Rows from a dataset of pages and code:
>> Begin
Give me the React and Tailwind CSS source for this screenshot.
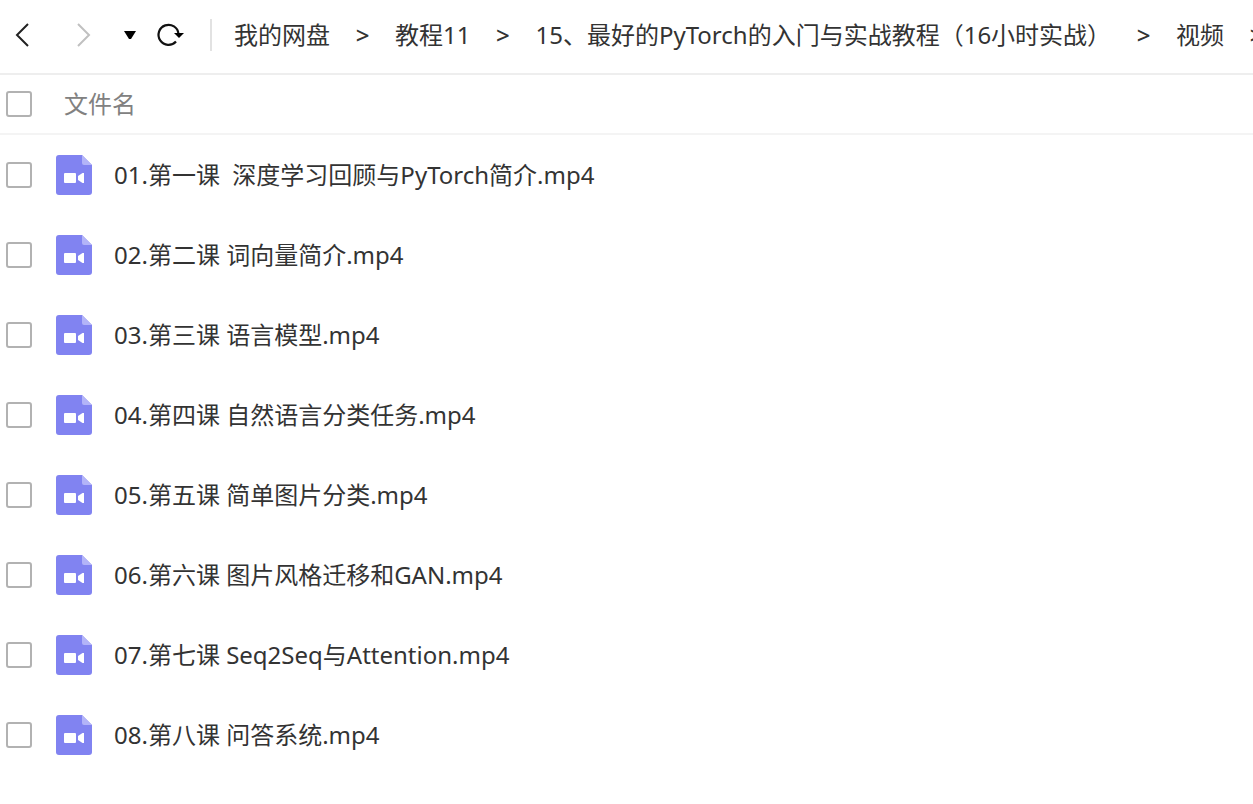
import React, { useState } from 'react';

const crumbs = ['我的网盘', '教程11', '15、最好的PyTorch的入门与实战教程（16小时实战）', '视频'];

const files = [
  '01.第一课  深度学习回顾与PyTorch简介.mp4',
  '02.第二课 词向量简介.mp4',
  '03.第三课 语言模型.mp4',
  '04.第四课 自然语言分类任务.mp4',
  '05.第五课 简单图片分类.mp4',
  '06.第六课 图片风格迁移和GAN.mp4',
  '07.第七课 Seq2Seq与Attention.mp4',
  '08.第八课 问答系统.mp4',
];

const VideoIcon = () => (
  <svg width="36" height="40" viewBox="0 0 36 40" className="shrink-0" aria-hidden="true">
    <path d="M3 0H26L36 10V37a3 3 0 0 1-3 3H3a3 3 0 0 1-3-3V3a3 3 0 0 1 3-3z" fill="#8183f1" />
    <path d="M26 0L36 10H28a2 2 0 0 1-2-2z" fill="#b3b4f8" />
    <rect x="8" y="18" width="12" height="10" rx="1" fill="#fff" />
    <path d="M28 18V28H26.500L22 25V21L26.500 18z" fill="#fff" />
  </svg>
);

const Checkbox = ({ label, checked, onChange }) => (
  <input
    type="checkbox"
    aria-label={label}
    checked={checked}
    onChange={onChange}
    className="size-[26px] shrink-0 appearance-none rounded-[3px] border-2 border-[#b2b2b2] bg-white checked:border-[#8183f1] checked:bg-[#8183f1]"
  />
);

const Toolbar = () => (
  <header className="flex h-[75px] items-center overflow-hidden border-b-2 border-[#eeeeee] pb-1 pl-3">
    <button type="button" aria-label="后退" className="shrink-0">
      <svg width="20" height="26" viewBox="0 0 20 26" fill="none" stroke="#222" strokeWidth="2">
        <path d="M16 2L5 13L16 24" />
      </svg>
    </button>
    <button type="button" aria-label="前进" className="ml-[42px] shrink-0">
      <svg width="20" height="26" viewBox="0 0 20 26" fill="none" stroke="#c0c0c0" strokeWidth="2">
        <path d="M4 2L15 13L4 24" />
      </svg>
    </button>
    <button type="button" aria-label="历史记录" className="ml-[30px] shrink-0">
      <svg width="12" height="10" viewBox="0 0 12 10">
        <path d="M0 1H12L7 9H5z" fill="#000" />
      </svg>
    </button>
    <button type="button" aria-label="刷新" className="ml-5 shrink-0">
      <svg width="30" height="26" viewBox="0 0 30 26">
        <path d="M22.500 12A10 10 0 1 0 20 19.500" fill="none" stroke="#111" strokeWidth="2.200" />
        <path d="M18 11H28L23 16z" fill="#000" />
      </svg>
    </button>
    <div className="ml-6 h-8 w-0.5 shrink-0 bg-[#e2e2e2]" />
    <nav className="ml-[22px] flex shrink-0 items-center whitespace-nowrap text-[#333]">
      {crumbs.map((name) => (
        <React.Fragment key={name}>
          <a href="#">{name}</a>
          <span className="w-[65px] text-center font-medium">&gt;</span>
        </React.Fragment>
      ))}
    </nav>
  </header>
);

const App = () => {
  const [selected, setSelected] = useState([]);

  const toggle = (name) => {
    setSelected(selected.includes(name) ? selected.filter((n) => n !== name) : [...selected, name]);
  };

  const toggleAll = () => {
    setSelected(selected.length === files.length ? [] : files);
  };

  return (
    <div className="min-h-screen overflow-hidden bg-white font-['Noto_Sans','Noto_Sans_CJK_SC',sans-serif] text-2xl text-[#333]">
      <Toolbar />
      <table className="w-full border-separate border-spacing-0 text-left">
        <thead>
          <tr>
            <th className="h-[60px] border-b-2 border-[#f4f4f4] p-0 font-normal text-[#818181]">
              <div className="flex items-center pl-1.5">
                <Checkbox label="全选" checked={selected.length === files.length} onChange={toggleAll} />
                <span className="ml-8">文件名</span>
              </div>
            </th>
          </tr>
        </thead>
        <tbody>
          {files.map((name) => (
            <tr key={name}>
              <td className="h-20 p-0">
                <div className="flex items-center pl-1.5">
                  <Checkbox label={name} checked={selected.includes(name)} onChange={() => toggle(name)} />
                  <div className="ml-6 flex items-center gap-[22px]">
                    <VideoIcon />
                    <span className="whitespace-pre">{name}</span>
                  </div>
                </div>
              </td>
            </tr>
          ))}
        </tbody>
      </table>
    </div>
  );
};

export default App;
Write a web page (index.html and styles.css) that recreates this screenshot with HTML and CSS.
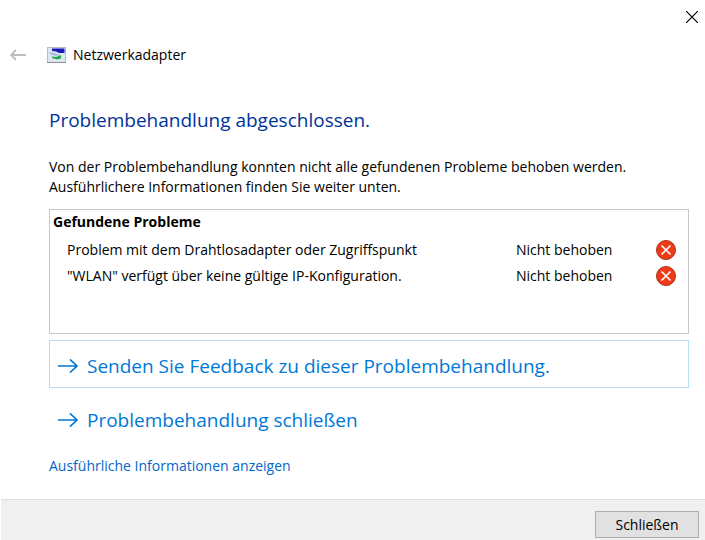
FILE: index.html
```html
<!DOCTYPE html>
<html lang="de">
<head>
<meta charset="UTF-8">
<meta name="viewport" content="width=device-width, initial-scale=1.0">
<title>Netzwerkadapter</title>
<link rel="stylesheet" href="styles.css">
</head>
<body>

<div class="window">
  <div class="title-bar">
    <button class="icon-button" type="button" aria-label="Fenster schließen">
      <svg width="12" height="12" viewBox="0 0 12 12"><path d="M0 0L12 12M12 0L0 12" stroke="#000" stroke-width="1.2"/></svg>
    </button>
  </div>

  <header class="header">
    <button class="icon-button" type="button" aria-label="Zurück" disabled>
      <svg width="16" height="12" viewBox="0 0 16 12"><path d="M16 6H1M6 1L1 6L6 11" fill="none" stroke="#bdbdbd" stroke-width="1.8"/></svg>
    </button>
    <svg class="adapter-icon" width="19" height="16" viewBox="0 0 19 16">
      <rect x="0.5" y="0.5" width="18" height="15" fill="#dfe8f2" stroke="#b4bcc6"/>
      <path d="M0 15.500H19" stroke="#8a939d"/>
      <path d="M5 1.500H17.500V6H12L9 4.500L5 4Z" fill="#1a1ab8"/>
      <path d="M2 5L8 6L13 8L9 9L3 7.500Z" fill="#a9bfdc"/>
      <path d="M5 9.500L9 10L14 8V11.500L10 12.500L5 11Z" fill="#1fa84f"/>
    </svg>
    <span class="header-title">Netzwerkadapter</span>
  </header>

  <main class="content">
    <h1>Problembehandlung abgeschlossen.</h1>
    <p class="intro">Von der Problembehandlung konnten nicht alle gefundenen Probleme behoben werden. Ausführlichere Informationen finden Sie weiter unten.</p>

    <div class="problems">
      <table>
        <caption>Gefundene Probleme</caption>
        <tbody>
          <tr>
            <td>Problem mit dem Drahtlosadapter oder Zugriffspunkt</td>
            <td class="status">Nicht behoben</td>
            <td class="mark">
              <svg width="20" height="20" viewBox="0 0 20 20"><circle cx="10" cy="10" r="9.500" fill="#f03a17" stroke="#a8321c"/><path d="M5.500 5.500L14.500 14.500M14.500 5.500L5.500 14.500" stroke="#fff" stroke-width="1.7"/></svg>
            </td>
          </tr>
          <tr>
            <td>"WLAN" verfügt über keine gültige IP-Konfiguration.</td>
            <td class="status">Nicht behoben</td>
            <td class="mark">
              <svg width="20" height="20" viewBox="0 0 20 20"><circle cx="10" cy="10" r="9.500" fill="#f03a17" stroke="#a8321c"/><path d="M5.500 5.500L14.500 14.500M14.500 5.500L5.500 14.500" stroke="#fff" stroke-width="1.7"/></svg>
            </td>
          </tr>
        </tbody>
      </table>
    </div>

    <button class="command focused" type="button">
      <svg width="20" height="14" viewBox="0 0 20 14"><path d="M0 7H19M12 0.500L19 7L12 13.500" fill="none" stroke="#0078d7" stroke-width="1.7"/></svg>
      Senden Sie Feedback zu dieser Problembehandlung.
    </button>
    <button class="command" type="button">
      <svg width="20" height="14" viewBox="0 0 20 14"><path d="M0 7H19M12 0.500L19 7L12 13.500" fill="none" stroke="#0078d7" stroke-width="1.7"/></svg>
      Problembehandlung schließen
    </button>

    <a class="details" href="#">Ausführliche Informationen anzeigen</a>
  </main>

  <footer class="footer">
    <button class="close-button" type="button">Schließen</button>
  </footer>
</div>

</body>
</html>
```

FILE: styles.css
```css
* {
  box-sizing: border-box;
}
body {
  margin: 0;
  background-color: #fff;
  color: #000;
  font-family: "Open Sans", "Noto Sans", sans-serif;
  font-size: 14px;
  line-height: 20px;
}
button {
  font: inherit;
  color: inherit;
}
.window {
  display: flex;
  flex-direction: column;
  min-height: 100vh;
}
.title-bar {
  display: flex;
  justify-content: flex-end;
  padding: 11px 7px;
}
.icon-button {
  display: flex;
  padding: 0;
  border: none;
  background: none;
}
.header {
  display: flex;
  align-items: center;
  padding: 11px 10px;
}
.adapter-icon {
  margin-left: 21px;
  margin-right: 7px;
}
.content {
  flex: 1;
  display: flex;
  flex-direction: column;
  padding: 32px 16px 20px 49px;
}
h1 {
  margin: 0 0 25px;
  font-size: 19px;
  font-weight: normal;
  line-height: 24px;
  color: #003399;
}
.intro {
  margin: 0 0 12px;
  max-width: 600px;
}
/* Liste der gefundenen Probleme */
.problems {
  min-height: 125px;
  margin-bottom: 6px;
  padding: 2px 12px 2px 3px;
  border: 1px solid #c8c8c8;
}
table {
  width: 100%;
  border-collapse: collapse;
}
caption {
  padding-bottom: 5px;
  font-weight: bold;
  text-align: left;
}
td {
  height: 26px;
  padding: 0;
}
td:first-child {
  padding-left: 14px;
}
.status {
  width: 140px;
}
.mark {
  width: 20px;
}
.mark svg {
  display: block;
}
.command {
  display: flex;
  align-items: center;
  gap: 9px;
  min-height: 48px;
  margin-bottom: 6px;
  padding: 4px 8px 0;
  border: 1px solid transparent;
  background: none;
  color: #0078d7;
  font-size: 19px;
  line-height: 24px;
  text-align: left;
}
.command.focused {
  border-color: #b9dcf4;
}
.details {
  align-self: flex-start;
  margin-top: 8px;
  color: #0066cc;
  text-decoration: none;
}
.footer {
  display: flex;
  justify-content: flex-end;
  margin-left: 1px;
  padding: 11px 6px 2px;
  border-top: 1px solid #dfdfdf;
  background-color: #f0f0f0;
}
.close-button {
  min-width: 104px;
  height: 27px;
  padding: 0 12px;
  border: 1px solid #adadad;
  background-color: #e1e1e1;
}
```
>> End
▶ [Written request] Pull out every line of the entries that includes the word "styles".

▶ [Finished answer]
Write a web page (index.html and styles.css) that recreates this screenshot with HTML and CSS.
<link rel="stylesheet" href="styles.css">
FILE: styles.css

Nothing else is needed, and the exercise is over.